The brain is by far the most complex organ in the human body. It controls everything we do, from breathing and sleeping to planning and performing complex movements, and solving abstract problems. Estimates are that the brain contains hundreds of billions to a trillion individual nerve cells, called neurons.
This tutorial on the brain is provided to be helpful in explaining
the context in which Protagenic Therapeutics' products act, and the
mechanisms of action of its future products. It is a very brief overview of
the major brain structures and their functions in mood regulation. The
series of figures describes the role of brain structures such as the
amygdala and hippocampus, and their role in normal mood regulation, as well
as how stress can adversely affect these functions. For more information on
how PTI's products address these adverse effects, please see our Technology
& IP section.
Neurons are the basic building blocks of the brain, and they help to convey messages throughout the brain and to the rest of the body.
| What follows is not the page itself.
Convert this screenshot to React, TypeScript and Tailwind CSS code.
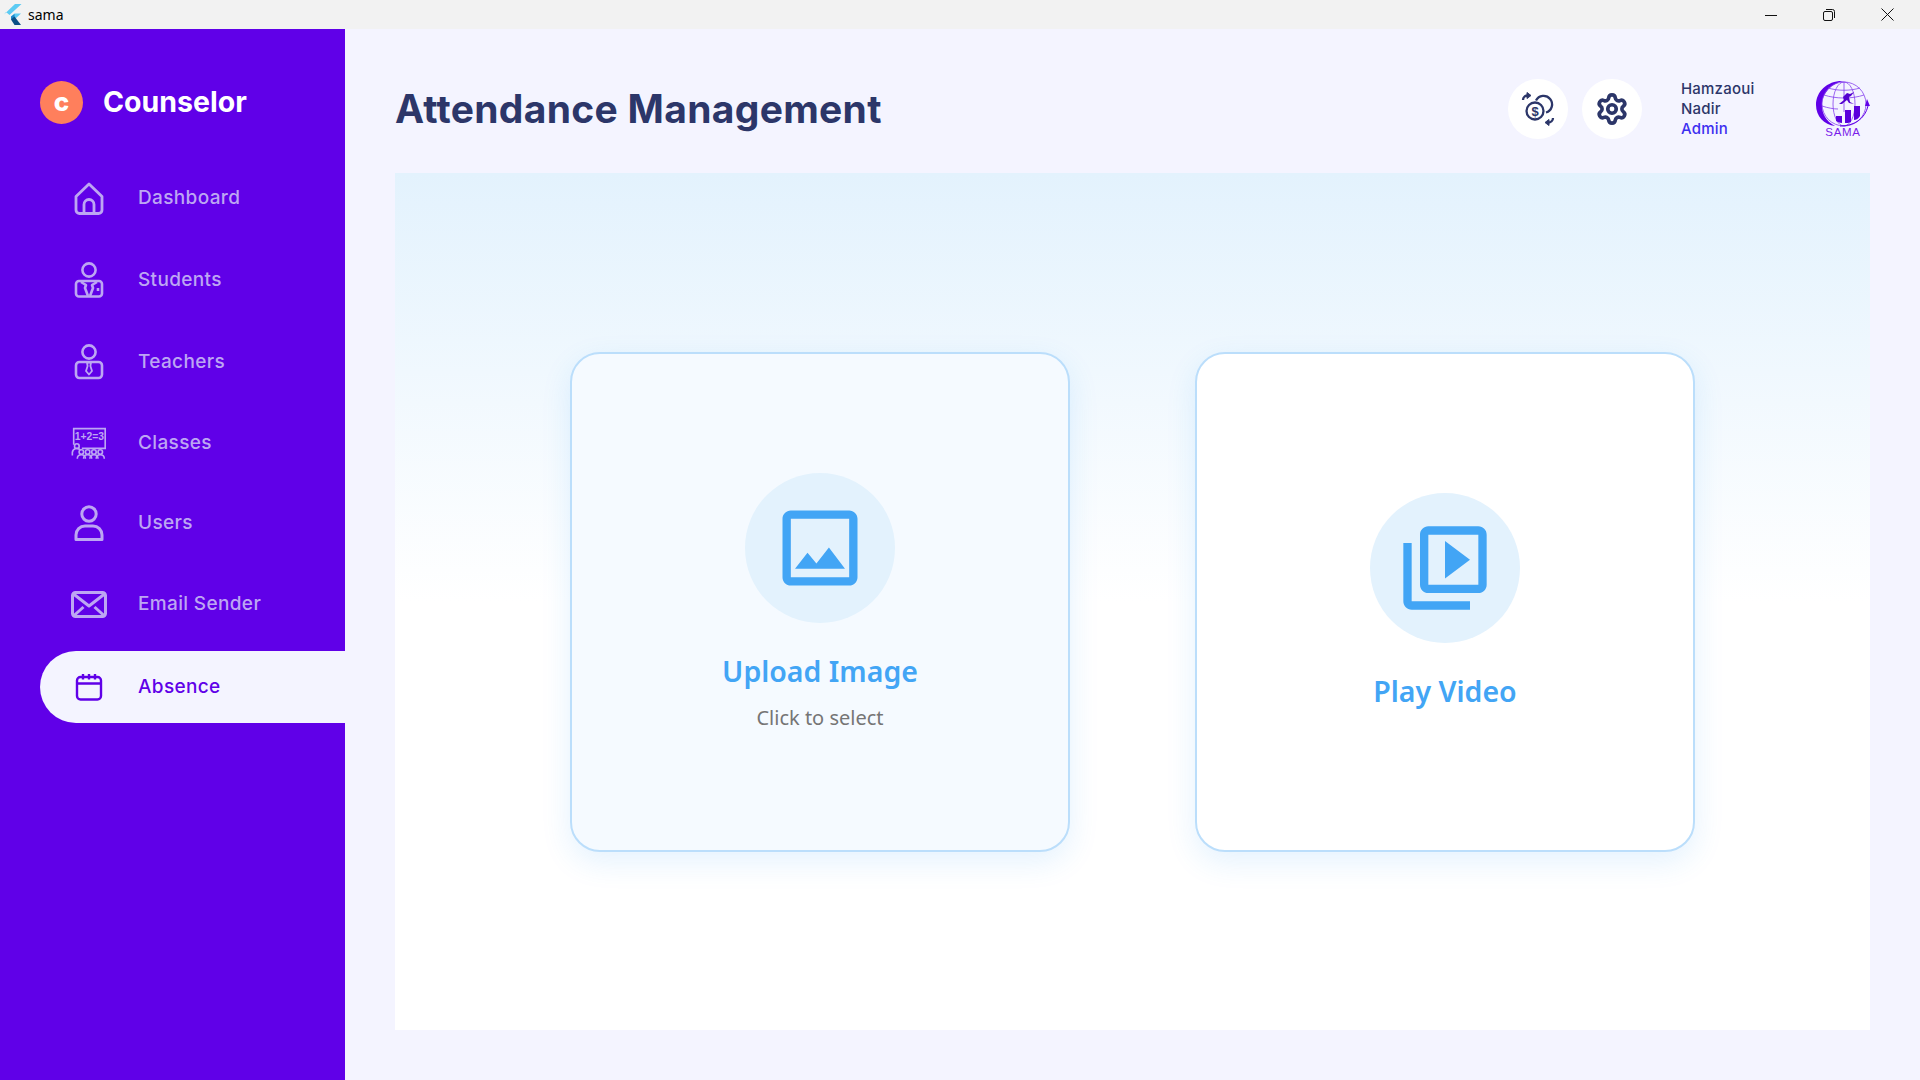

These neurons are highly organized into distinct structures in specific parts of the brain. The outer layer of the brain, called the cortex, is organized into functional regions (Figure 1).
Each area of the brain has a special function. For example, neurons in the occipital cortex are specialized for receiving, integrating and relaying visual information (Figure 1). The frontal lobes are very important for integration of emotions and memories and the production of complex thoughts. Each brain area is interconnected with many other regions. This helps to synthesize multiple different types of information, such as primary sensory information, with memories, our accumulated knowledge, and even information about the current state of our body, such as temperature and body position. Information collected by the primary sensory organs (eyes, ears, nose, mouth, skin) is sent directly to the brain, where it is processed and interpreted. This information not only helps you to identify a stimulus in the environment, but in the brain this information can be compared with all of your past experiences, memories, and knowledge. This integration of information helps you to understand what is happening in your environment, and to respond appropriately to that information.